Standardization (or Z-score normalization) transforms the data so that it has a **mean of 0** and a **standard deviation of 1**.
This is the go-to default scaling method for many ML algorithms (like Logistic Regression, SVMs, and PCA).

Formula: $z = \frac{(x - \mu)}{\sigma}$

In [None]:
# Split into train and test sets to prevent data leakage
X_train, X_test = train_test_split(df, test_size=0.3, random_state=42)

# Initialize StandardScaler
std_scaler = StandardScaler()

# Fit on training data AND transform it
X_train_std = pd.DataFrame(std_scaler.fit_transform(X_train), columns=X_train.columns)

# Transform test data based on the mean/std learned from training data
X_test_std = pd.DataFrame(std_scaler.transform(X_test), columns=X_test.columns)

print("Mean after standardization (should be ~0):")
print(X_train_std.mean().round(2))
print("\nStandard Deviation after standardization (should be ~1):")
print(X_train_std.std().round(2))

### 3. Normalization (`MinMaxScaler`)

Min-Max scaling shrinks the data into a fixed range, usually **0 to 1**. 
This is often used in Neural Networks (like CNNs or ANNs) or when you need bounded values (e.g., image pixels).

In [None]:
# Initialize MinMaxScaler
minmax_scaler = MinMaxScaler()

X_train_minmax = pd.DataFrame(minmax_scaler.fit_transform(X_train), columns=X_train.columns)
X_test_minmax = pd.DataFrame(minmax_scaler.transform(X_test), columns=X_test.columns)

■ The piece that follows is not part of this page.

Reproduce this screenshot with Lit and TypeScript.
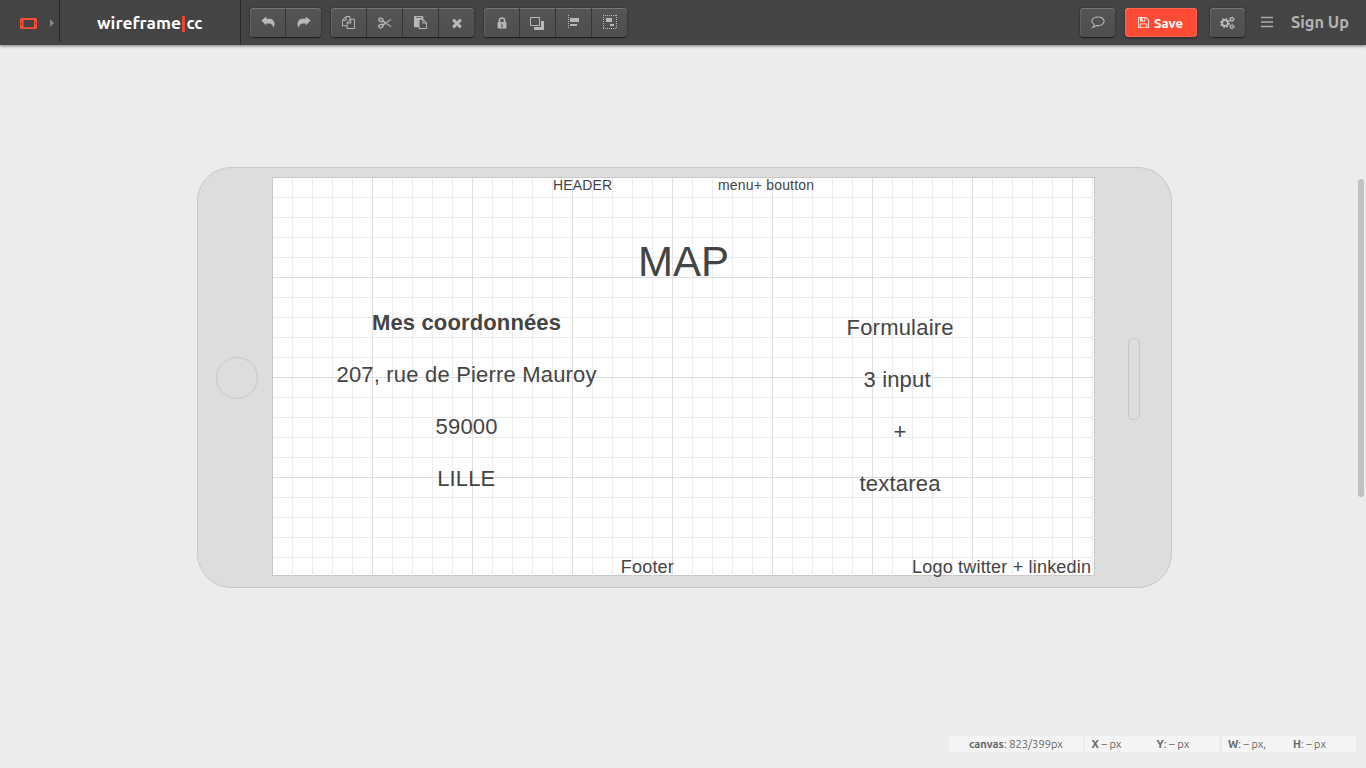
import { LitElement, html, svg, css } from "lit";
import { customElement } from "lit/decorators.js";

const FA: Record<string, string> = {
  times: "M1490 1322q0 40-28 68l-136 136q-28 28-68 28t-68-28l-294-294-294 294q-28 28-68 28t-68-28l-136-136q-28-28-28-68t28-68l294-294-294-294q-28-28-28-68t28-68l136-136q28-28 68-28t68 28l294 294 294-294q28-28 68-28t68 28l136 136q28 28 28 68t-28 68l-294 294 294 294q28 28 28 68z",
  copy: "M1696 384q40 0 68 28t28 68v1216q0 40-28 68t-68 28h-960q-40 0-68-28t-28-68v-288h-544q-40 0-68-28t-28-68v-672q0-40 20-88t48-76l408-408q28-28 76-48t88-20h416q40 0 68 28t28 68v328q68-40 128-40h416zm-544 213l-299 299h299v-299zm-640-384l-299 299h299v-299zm196 647l316-316v-416h-384v416q0 40-28 68t-68 28h-416v640h512v-256q0-40 20-88t48-76zm956 804v-1152h-384v416q0 40-28 68t-68 28h-416v640h896z",
  paste: "M768 1664h896v-640h-416q-40 0-68-28t-28-68v-416h-384v1152zm256-1440v-64q0-13-9.5-22.5t-22.5-9.5h-704q-13 0-22.5 9.5t-9.5 22.5v64q0 13 9.5 22.5t22.5 9.5h704q13 0 22.5-9.5t9.5-22.5zm256 672h299l-299-299v299zm512 128v672q0 40-28 68t-68 28h-960q-40 0-68-28t-28-68v-160h-544q-40 0-68-28t-28-68v-1344q0-40 28-68t68-28h1088q40 0 68 28t28 68v328q21 13 36 28l408 408q28 28 48 76t20 88z",
  floppy: "M512 1536h768v-384h-768v384zm896 0h128v-896q0-14-10-38.5t-20-34.5l-281-281q-10-10-34-20t-39-10v416q0 40-28 68t-68 28h-576q-40 0-68-28t-28-68v-416h-128v1280h128v-416q0-40 28-68t68-28h832q40 0 68 28t28 68v416zm-384-928v-320q0-13-9.5-22.5t-22.5-9.5h-192q-13 0-22.5 9.5t-9.5 22.5v320q0 13 9.5 22.5t22.5 9.5h192q13 0 22.5-9.5t9.5-22.5zm640 32v928q0 40-28 68t-68 28h-1344q-40 0-68-28t-28-68v-1344q0-40 28-68t68-28h928q40 0 88 20t76 48l280 280q28 28 48 76t20 88z",
};

const fa = (name: string, size: number) =>
  html`<svg width=${size} height=${size} viewBox="0 0 1792 1792"><path fill="currentColor" d=${FA[name]} /></svg>`;

const undo = html`<svg width="14" height="13" viewBox="0 0 14 13"><path fill="currentColor" d="M.4 4.6 5.2.5v2.200h2.600c3.600 0 5.700 2 5.700 5.200 0 1.500-.4 2.900-1.200 4-.1-2.900-1.700-4.500-4.600-4.500H5.200v2z" /></svg>`;
const redo = html`<svg width="14" height="13" viewBox="0 0 14 13"><path fill="currentColor" d="M13.600 4.600 8.800.5v2.200H6.200C2.600 2.700.5 4.700.5 7.900c0 1.500.4 2.900 1.200 4 .1-2.900 1.700-4.500 4.600-4.500h2.500v2z" /></svg>`;
const cut = html`<svg width="14" height="12" viewBox="0 0 14 12" fill="none" stroke="currentColor">
  <ellipse cx="2.900" cy="2.900" rx="2.100" ry="1.600" transform="rotate(25 2.900 2.900)" stroke-width="1.400" />
  <ellipse cx="2.900" cy="9.100" rx="2.100" ry="1.600" transform="rotate(-25 2.900 9.100)" stroke-width="1.400" />
  <path d="M4.700 3.900 7.500 5.800M4.700 8.100 7.500 6.200" stroke-width="1.500" />
  <path d="M7 5.500 13 9.600M7 6.500 13 2.400" stroke-width="1.700" opacity=".65" /></svg>`;
const lock = html`<svg width="10" height="12" viewBox="0 0 10 12">
  <path d="M2.400 6V3.600a2.600 2.600 0 0 1 5.200 0V6" fill="none" stroke="currentColor" stroke-width="1.600" />
  <rect x=".6" y="5" width="8.800" height="6.400" rx=".9" fill="currentColor" />
  <path d="M5 6.600v3.200M4.200 9.700h1.600" stroke="#505050" stroke-width="1.100" /></svg>`;
const layers = html`<svg class="layers" width="14" height="13" viewBox="0 0 14 13">
  <path d="M.5.5h9v8h-9z" fill="none" stroke="currentColor" />
  <path d="M11 4h3v9H4v-3h7z" fill="currentColor" /></svg>`;
const align = html`<svg class="snap" width="11" height="14" viewBox="0 0 11 14">
  <path d="M.5 0v14" stroke="currentColor" stroke-dasharray="1 1" />
  <path d="M2 3h9v4H2zM2 9h7v2H2z" fill="currentColor" /></svg>`;
const group = html`<svg class="snap wide" width="14" height="14" viewBox="0 0 14 14">
  <path d="M0 .5h14M0 13.500h14M.5 0v14M13.500 0v14" stroke="currentColor" stroke-dasharray="1 1" />
  <path d="M3 3h6v4H3zM7 9h4v2H7z" fill="currentColor" /></svg>`;
const comment = html`<svg width="14" height="13" viewBox="0 0 14 13">
  <path d="M7 1C3.400 1 .9 2.900.9 5.300c0 1.500.9 2.700 2.300 3.500-.2 1-.6 1.800-1.300 2.600 1.500-.3 2.600-.9 3.500-1.900 5 .6 7.700-1.600 7.700-4.200C13.100 2.900 10.600 1 7 1z" fill="none" stroke="currentColor" stroke-width="1.100" /></svg>`;
const gears = html`<svg width="15" height="14" viewBox="0 0 15 14" fill="none" stroke="currentColor">
  <circle cx="5" cy="7" r="2.900" stroke-width="2" />
  <circle cx="5" cy="7" r="4.300" stroke-width="1.300" stroke-dasharray="1.700 1.677" />
  <circle cx="11.900" cy="3.300" r="1.600" stroke-width="1.200" />
  <circle cx="11.900" cy="3.300" r="2.400" stroke-width=".8" stroke-dasharray="1.200 1.313" />
  <circle cx="11.900" cy="10.600" r="1.600" stroke-width="1.200" />
  <circle cx="11.900" cy="10.600" r="2.400" stroke-width=".8" stroke-dasharray="1.200 1.313" /></svg>`;

/* Each note is centred on x; y is its baseline inside the artboard. */
const NOTES = [
  { t: "HEADER", x: 309.5, y: 12, s: 14, w: 59 },
  { t: "menu+ boutton", x: 493, y: 12, s: 14, w: 96 },
  { t: "MAP", x: 410.5, y: 98, s: 42, w: 91 },
  { t: "Mes coordonnées", x: 193.5, y: 152, s: 22, w: 189, b: true },
  { t: "207, rue de Pierre Mauroy", x: 193.5, y: 204, s: 22, w: 260 },
  { t: "59000", x: 193.5, y: 256, s: 22, w: 62 },
  { t: "LILLE", x: 193.2, y: 308, s: 22, w: 58 },
  { t: "Formulaire", x: 627, y: 157, s: 22, w: 107 },
  { t: "3 input", x: 624, y: 209, s: 22, w: 67 },
  { t: "+", x: 627, y: 261, s: 22, w: 13 },
  { t: "textarea", x: 627, y: 313, s: 22, w: 81 },
  { t: "Footer", x: 374.3, y: 395, s: 18, w: 53 },
  { t: "Logo twitter + linkedin", x: 728.5, y: 395, s: 18, w: 179 },
];

@customElement("app-root")
export class AppRoot extends LitElement {
  static styles = css`
    :host { display: block; height: 768px; overflow: hidden; background: #ececec; font-family: Ubuntu, "Noto Sans", sans-serif; }
    * { box-sizing: border-box; }
    svg { display: block; overflow: visible; flex: none; }
    .page { height: 768px; display: flex; flex-direction: column; position: relative; }
    .bar { height: 45px; flex: none; display: flex; background: #444; box-shadow: 0 1px 3px rgba(0,0,0,.5); color: #b8b8b8; }
    .device { width: 60px; height: 42px; border-right: 1px solid #292929; display: flex; align-items: center; padding: 4px 0 0 20px; gap: 13px; }
    .logo { width: 181px; border-right: 1px solid #292929; padding: 15px 0 0 37px; }
    .tools { display: flex; gap: 10px; padding: 8px 0 0 9px; flex: 1; }
    .group { display: flex; height: 29px; border-radius: 4px; background: linear-gradient(#555, #4e4e4e); box-shadow: inset 0 1px 0 #777, inset 1px 0 0 #626262, 0 1px 1px #1d1d1d, 0 0 2px #292929; }
    .btn { width: 36px; height: 29px; display: flex; align-items: center; justify-content: center; border-right: 1px solid #363636; }
    .btn:last-child { width: 35px; border-right: 0; }
    .layers { margin: 2px 1px 0 0; }
    .snap { margin-bottom: 1px; }
    .wide { margin-left: 1px; }
    .right { display: flex; padding: 8px 17px 0 0; }
    .save { width: 72px; height: 29px; margin: 0 13px 0 10px; border-radius: 4px; background: #ff4b33; color: #ffe9e5; display: flex; align-items: center; padding-left: 12px; gap: 4px; box-shadow: inset 0 0 0 1px #ff654f, inset 0 1px 0 #ff9788, 0 1px 2px #222; }
    .menu { margin: 9px 18px 0 16px; }
    .sign { margin-top: 3px; }
    .stage { flex: 1; padding: 122px 0 0 197px; }
    .phone { width: 975px; height: 421px; border: 1px solid #c8c8c8; border-radius: 34px; background: #ddd; display: flex; align-items: center; }
    .home { width: 42px; height: 42px; margin: 0 14px 0 18px; border: 1px solid #c8c8c8; border-radius: 50%; }
    .screen { width: 823px; height: 399px; border: 1px solid #c8c8c8; background: #fff; margin-bottom: 2px; }
    .speaker { width: 12px; height: 82px; margin: 2px 0 0 33px; border: 1px solid #c8c8c8; border-radius: 5px; }
    .status { height: 16px; margin: 0 10px 16px auto; display: flex; gap: 2px; }
    .cell { width: 134px; background: #f4f4f4; }
    .cell:last-child { margin-left: 1px; }
    .scroll { position: absolute; left: 1358px; top: 179px; width: 6px; height: 318px; border-radius: 3px; background: #c1c1c1; }
    .note { font-family: "Liberation Sans", Arial, sans-serif; fill: #444; text-anchor: middle; }
    .strong { font-weight: 700; }
    .mark { font-weight: 700; fill: #fff; font-size: 17px; }
    .label { font-weight: 700; fill: #fff; font-size: 13px; }
    .link { font-weight: 700; fill: #b4b4b4; font-size: 17px; }
    .small { font-size: 11px; fill: #666; }
  `;

  private grid() {
    const v = Array.from({ length: 41 }, (_, i) => (i + 1) * 20);
    const h = Array.from({ length: 19 }, (_, i) => (i + 1) * 20);
    return svg`
      ${v.map((x) => svg`<rect x=${x - 1} y="0" width="1" height="399" fill=${x % 100 ? "#ececec" : "#dedede"} />`)}
      ${h.map((y) => svg`<rect x="0" y=${y - 1} width="823" height="1" fill=${y % 100 ? "#ececec" : "#dedede"} />`)}`;
  }

  private small(x: number, bold: string, rest: string, w: number) {
    return svg`<text class="small" x=${x} y="12" textLength=${w} lengthAdjust="spacingAndGlyphs"><tspan class="strong">${bold}</tspan>${rest}</text>`;
  }

  render() {
    const btn = (icon: unknown) => html`<div class="btn">${icon}</div>`;
    return html`<div class="page">
      <header class="bar">
        <div class="device">
          <svg width="17" height="11" viewBox="0 0 17 11"><path fill="#ff4b33" fill-rule="evenodd" d="M1.500 0h14Q17 0 17 1.500v8Q17 11 15.500 11h-14Q0 11 0 9.500v-8Q0 0 1.500 0zM3.500 2v7.300H14V2zM1.200 4v3h.8V4zM15 4.700v1.600h1V4.700z" /></svg>
          <svg width="4" height="8" viewBox="0 0 4 8"><path d="M0 0 4 4 0 8z" fill="#888" /></svg>
        </div>
        <div class="logo"><svg width="107" height="18">
          <text class="mark" x="0" y="14" textLength="84" lengthAdjust="spacingAndGlyphs">wireframe</text>
          <rect x="85" y="1" width="3" height="16" fill="#ea4631" />
          <text class="mark" x="89.500" y="14" textLength="16" lengthAdjust="spacingAndGlyphs">cc</text>
        </svg></div>
        <div class="tools">
          <div class="group">${btn(undo)}${btn(redo)}</div>
          <div class="group">${btn(fa("copy", 13))}${btn(cut)}${btn(fa("paste", 13))}${btn(fa("times", 14))}</div>
          <div class="group">${btn(lock)}${btn(layers)}${btn(align)}${btn(group)}</div>
        </div>
        <div class="right">
          <div class="group">${btn(comment)}</div>
          <div class="save">${fa("floppy", 13)}<svg width="30" height="16"><text class="label" x="0" y="13" textLength="29" lengthAdjust="spacingAndGlyphs">Save</text></svg></div>
          <div class="group">${btn(gears)}</div>
          <svg class="menu" width="12" height="11"><path d="M0 .5h12M0 5h12M0 9.500h12" stroke="#aaa" stroke-width="1.300" /></svg>
          <svg class="sign" width="58" height="22"><text class="link" x="0" y="17" textLength="58" lengthAdjust="spacingAndGlyphs">Sign Up</text></svg>
        </div>
      </header>
      <main class="stage">
        <div class="phone">
          <div class="home"></div>
          <div class="screen"><svg width="821" height="397">
            ${this.grid()}
            ${NOTES.map((n) => svg`<text class=${n.b ? "note strong" : "note"} x=${n.x} y=${n.y} font-size=${n.s} textLength=${n.w}>${n.t}</text>`)}
          </svg></div>
          <div class="speaker"></div>
        </div>
      </main>
      <footer class="status">
        <div class="cell"><svg width="134" height="16">${this.small(20, "canvas", ": 823/399px", 94)}</svg></div>
        <div class="cell"><svg width="134" height="16">${this.small(6.5, "X", " – px", 30)}${this.small(71.500, "Y", ": – px", 33)}</svg></div>
        <div class="cell"><svg width="134" height="16">${this.small(6, "W", ": – px,", 38)}${this.small(71, "H", ": – px", 33)}</svg></div>
      </footer>
      <div class="scroll"></div>
    </div>`;
  }
}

print("Min values after scaling (should be 0):")
print(X_train_minmax.min().round(2))
print("\nMax values after scaling (should be 1):")
print(X_train_minmax.max().round(2))

### 4. Visualizing the Difference
Let's look at how the data distribution shape remains identical, but the axes (scales) change drastically.

In [None]:
fig, axes = plt.subplots(1, 3, figsize=(18, 5))

# 1. Original
sns.scatterplot(x='CPU_Usage_pct', y='Network_Bytes_Sec', data=X_train, ax=axes[0], alpha=0.7)
axes[0].set_title("Original Data")

# 2. Standardized
sns.scatterplot(x='CPU_Usage_pct', y='Network_Bytes_Sec', data=X_train_std, ax=axes[1], alpha=0.7, color='blue')
axes[1].set_title("StandardScaler (Mean=0, Std=1)")

# 3. Normalized
sns.scatterplot(x='CPU_Usage_pct', y='Network_Bytes_Sec', data=X_train_minmax, ax=axes[2], alpha=0.7, color='green')
axes[2].set_title("MinMaxScaler (0 to 1)")

plt.tight_layout()
plt.show()

# Notice that the geometric shape of the points is exactly the same across all three plots.
# However, looking at the X and Y axes, we see the scales have been leveled out, ensuring
# Network Traffic doesn't accidentally completely overshadow CPU Usage.